Wednesday, August 23, 2017
Imports Factor In to Opioid Crisis
As Louisville Mayor Greg Fischer tries to fight the opioid crisis by suing Big Pharma, keep in mind the effect that Sen. Bernie Sanders's efforts to increase pharmaceutical importation could have on the crisis. Plainly, Sanders's approach would make a bad situation much worse.
Barry Denton discusses it in the News-Enterprise:
Drug overdoses are skyrocketing in Kentucky.
Staff at the St. Elizabeth hospital system in the northern part of the state revive six opioid overdose victims every day. Twice as many Kentuckians are dying of overdoses as car accidents.
Incredibly, politicians in Washington are pushing a bill that would make the crisis even worse.
The proposed law, introduced by Sen. Bernie Sanders, would legalize the importation of medicines from Canada.
Proponents argue the bill would save patients money by allowing them to buy cheaper prescription drugs from abroad.
In reality, those “cheaper” medicines could come at the price of hundreds of Kentuckians’ lives. Many unscrupulous pharmacies will jump at the chance to make a few bucks by sending painkillers to Americans without requiring prescriptions. The bill also would seriously strain law-enforcement’s ability to intercept illegal drugs.
Kentuckians’ drug addictions often begin with prescription pain pills.
In the last three months of 2016, Kentucky residents filled prescriptions for more than 17 million doses of oxycodone and 36 million doses of hydrocodone. In just one year, Clay County residents filled enough prescriptions to provide every resident – including children – with 150 doses of hydrocodone and oxycodone.
Many of these pills wind up on the black market, fueling people’s addictions. And when addicts can’t find or afford prescription painkillers, they often turn to heroin.
Heroin is dangerous enough on its own — but now, drug dealers are lacing heroin with fentanyl, a deadly synthetic opioid that’s 100 times more potent than morphine. Some strains of fentanyl are so potent that Narcan, a lifesaving shot used to resuscitate overdose victims, doesn’t work.

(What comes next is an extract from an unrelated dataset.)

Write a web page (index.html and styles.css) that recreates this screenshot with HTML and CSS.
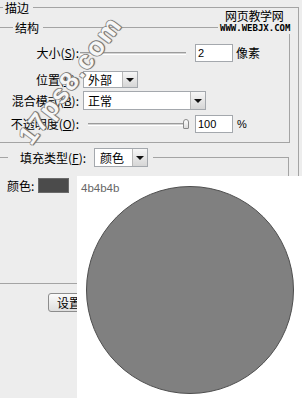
FILE: index.html
```html
<!DOCTYPE html>
<html>
<head>
<meta charset="utf-8">
<title>描边</title>
<link rel="stylesheet" href="styles.css">
</head>
<body>
<div class="dialog">
  <fieldset class="outer">
    <legend class="title t-outer">描边</legend>
    <fieldset class="struct">
      <legend class="title t-struct">结构</legend>
      <div class="row r1">
        <span class="lbl">大小(<u>S</u>):</span>
        <span class="track tr1"></span>
        <span class="input in1">2</span>
        <span class="unit">像素</span>
      </div>
      <div class="row r2">
        <span class="lbl">位置(<u>P</u>):</span>
        <span class="combo c-pos"><span class="val">外部</span><span class="arrow"></span></span>
      </div>
      <div class="row r3">
        <span class="lbl">混合模式(<u>B</u>):</span>
        <span class="combo c-mode"><span class="val">正常</span><span class="arrow"></span></span>
      </div>
      <div class="row r4">
        <span class="lbl">不透明度(<u>O</u>):</span>
        <span class="track tr4"></span><span class="thumb"></span>
        <span class="input in4">100</span>
        <span class="unit pct">%</span>
      </div>
    </fieldset>
    <fieldset class="fill">
      <legend class="fill-legend">
        <span class="lbl2">填充类型(<u>F</u>):</span>
        <span class="combo c-fill"><span class="val">颜色</span><span class="arrow"></span></span>
      </legend>
      <div class="color-row">
        <span class="clbl">颜色:</span>
        <span class="swatch"></span>
      </div>
    </fieldset>
    <button class="btn" type="button">设置...</button>
  </fieldset>

  <div class="canvas">
    <span class="hex">4b4b4b</span>
    <div class="circle"></div>
  </div>

  <div class="wm-site">
    <div class="wm-cn">网页教学网</div>
    <div class="wm-en">WWW.WEBJX.COM</div>
  </div>
  <div class="wm-diag">17ps8.com</div>
</div>
</body>
</html>
```

FILE: styles.css
```css
* { box-sizing: border-box; }
html, body { margin: 0; padding: 0; }
body {
  background: #ededed;
  font-family: "Noto Sans CJK SC", "Liberation Sans", sans-serif;
  font-size: 12px;
  color: #000;
}
.dialog {
  position: relative;
  width: 302px;
  height: 398px;
  overflow: hidden;
  background: #ededed;
}
fieldset {
  border: 1px solid #a4a4a4;
  min-width: 0;
  margin: 0;
}
.title {
  padding: 0 2px;
  height: 15px;
  line-height: 15px;
  font-size: 12px;
}
.outer {
  margin: 0 3px 0 -10px;
  padding: 0 0 0 11px;
  height: 470px;
}
.t-outer { margin-left: 1px; padding-right: 4px; }

.struct {
  margin: 5px 8px 0 -9px;
  padding: 0 0 9px 6px;
}
.t-struct { margin-left: 13px; padding-right: 4px; }

.row { display: flex; align-items: center; }
.lbl {
  flex: none;
  width: 79px;
  text-align: right;
  line-height: 14px;
  white-space: nowrap;
}
u { text-decoration: underline; text-underline-offset: 1px; }
.r1 { margin-top: 9px; height: 18px; }
.r2 { margin-top: 9px; height: 17px; }
.r3 { margin-top: 3px; height: 19px; }
.r4 { margin-top: 5px; height: 18px; }

.track {
  flex: none;
  height: 3px;
  border-top: 1px solid #9c9c9c;
  border-bottom: 1px solid #ffffff;
  background: #d4d4d4;
}
.tr1 { width: 106px; margin-left: 1px; }
.tr4 { width: 95px; margin-left: 9px; }
.thumb {
  flex: none;
  width: 6px;
  height: 10px;
  border: 1px solid #8a8a8a;
  border-radius: 3px 3px 1px 1px;
  background: linear-gradient(#ffffff, #dcdcdc);
}
.input {
  flex: none;
  width: 38px;
  height: 18px;
  border: 1px solid #a4a8ad;
  background: #fff;
  font-family: "Liberation Sans", sans-serif;
  font-size: 11px;
  line-height: 16px;
  padding-left: 2px;
}
.in1 { margin-left: 9px; }
.in4 { margin-left: 6px; }
.unit { margin-left: 3px; line-height: 14px; }
.pct {
  margin-left: 4px;
  font-family: "Liberation Sans", sans-serif;
  font-size: 11px;
}

.combo {
  flex: none;
  display: flex;
  border: 1px solid #a4a8ad;
  background: #fff;
}
.val { flex: 1; padding-left: 4px; line-height: 15px; white-space: nowrap; }
.arrow {
  flex: none;
  width: 15px;
  position: relative;
  border-left: 1px solid #b8b8b8;
  background: linear-gradient(#f6f6f6, #d6d6d6);
}
.arrow::after {
  content: "";
  position: absolute;
  left: 3px;
  top: 50%;
  margin-top: -2px;
  border-left: 4px solid transparent;
  border-right: 4px solid transparent;
  border-top: 4px solid #111;
}
.c-pos { width: 55px; height: 17px; margin-left: 4px; }
.c-mode { width: 123px; height: 19px; margin-left: 4px; }
.c-mode .val { line-height: 17px; }

.fill {
  margin: 5px 9px 0 -9px;
  padding: 0 0 90px 13px;
}
.fill-legend {
  display: flex;
  align-items: center;
  height: 19px;
  margin-left: 1px;
  padding: 0 5px 0 0;
}
.lbl2 { margin-left: 12px; line-height: 14px; white-space: nowrap; }
.c-fill { width: 54px; height: 19px; margin-left: 8px; }
.c-fill .val { padding-left: 5px; line-height: 17px; }

.color-row {
  display: flex;
  align-items: center;
  margin-top: 11px;
  height: 15px;
}
.clbl { line-height: 14px; }
.swatch {
  width: 31px;
  height: 15px;
  margin-left: 4px;
  background: #4b4b4b;
  border: 1px solid #6a6a6a;
}

.btn {
  display: block;
  margin: 9px 0 0 46px;
  width: 62px;
  height: 19px;
  padding: 0 0 0 8px;
  text-align: left;
  font-family: "Noto Sans CJK SC", sans-serif;
  font-size: 12px;
  line-height: 15px;
  color: #000;
  border: 1px solid #8c8c8c;
  border-radius: 3px;
  background: linear-gradient(#fbfbfb, #dedede);
}

.canvas {
  position: absolute;
  left: 77px;
  top: 176px;
  right: 0;
  bottom: 0;
  background: #fff;
  padding: 10px 0 0 9px;
}
.hex {
  position: absolute;
  left: 4px;
  top: 6px;
  font-family: "Liberation Sans", sans-serif;
  font-size: 11.5px;
  line-height: 12px;
  color: #666;
}
.circle {
  width: 208px;
  height: 208px;
  border-radius: 50%;
  background: #808080;
  border: 1px solid #4e4e4e;
}

.wm-site {
  position: absolute;
  left: 218px;
  top: 9px;
  width: 76px;
  height: 25px;
  background: #ededed;
}
.wm-cn {
  padding-left: 7px;
  font-size: 12px;
  line-height: 14px;
  letter-spacing: -0.3px;
}
.wm-en {
  padding-left: 2px;
  font-family: "DejaVu Sans Mono", monospace;
  font-weight: bold;
  font-size: 9px;
  line-height: 9px;
  margin-top: 1px;
}
.wm-diag {
  position: absolute;
  left: 70px;
  top: 80px;
  transform: translate(-50%, -50%) rotate(-53deg);
  font-family: "Liberation Sans", sans-serif;
  font-weight: bold;
  font-size: 26px;
  letter-spacing: 2px;
  line-height: 26px;
  white-space: nowrap;
  color: #f6f6f6;
  text-shadow: 1px 0 #7a7a7a, -1px 0 #8a8a8a, 0 1px #7a7a7a, 0 -1px #8a8a8a, 1px 1px 1px #666;
}
```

One-third of Kentucky overdose deaths involve fentanyl.
Legalizing prescription drug importation would make it easier for dealers to obtain massive quantities of illicit pain pills, heroin and fentanyl.
Even though it’s illegal, some Americans already import prescription drugs.
Many order from online Canadian pharmacies, some of which don’t even require prescriptions. Authorities sometimes are able to intercept these shipments, which often contain spoiled, counterfeit or illegal substances.
If the bill passes, many Americans would start ordering medicines from foreign pharmacies without realizing those drugs lack the gold standard of approval from the Food and Drug Administration.
There’d be little stopping a drug dealer from buying opioids in bulk to resell to vulnerable addicts.
The sheer volume of shipments makes it unlikely law enforcement would be able to stop this trafficking.
Legalized importation wouldn’t result only in pain pills flooding into Kentucky. It also could allow drug dealers to bring in pure fentanyl.
Canadian authorities have warned that they don’t inspect drugs imported from abroad, routed through Canada and reshipped to America.
The FDA also has no way to inspect or vet these imports.
In other words, fentanyl- producing labs in China could ship large quantities of the drug to America via Canada. It’d be difficult for health authorities and law enforcement to distinguish between packages containing legitimate prescriptions and those containing deadly opioids.
Kentucky’s police and first responders already are stretched thin dealing with overdoses. The last thing they need is for federal lawmakers to make it even easier to obtain dangerous drugs.
Sen. Sanders sincerely may believe importation would help lower drug costs. But the price paid in human lives would be far too steep.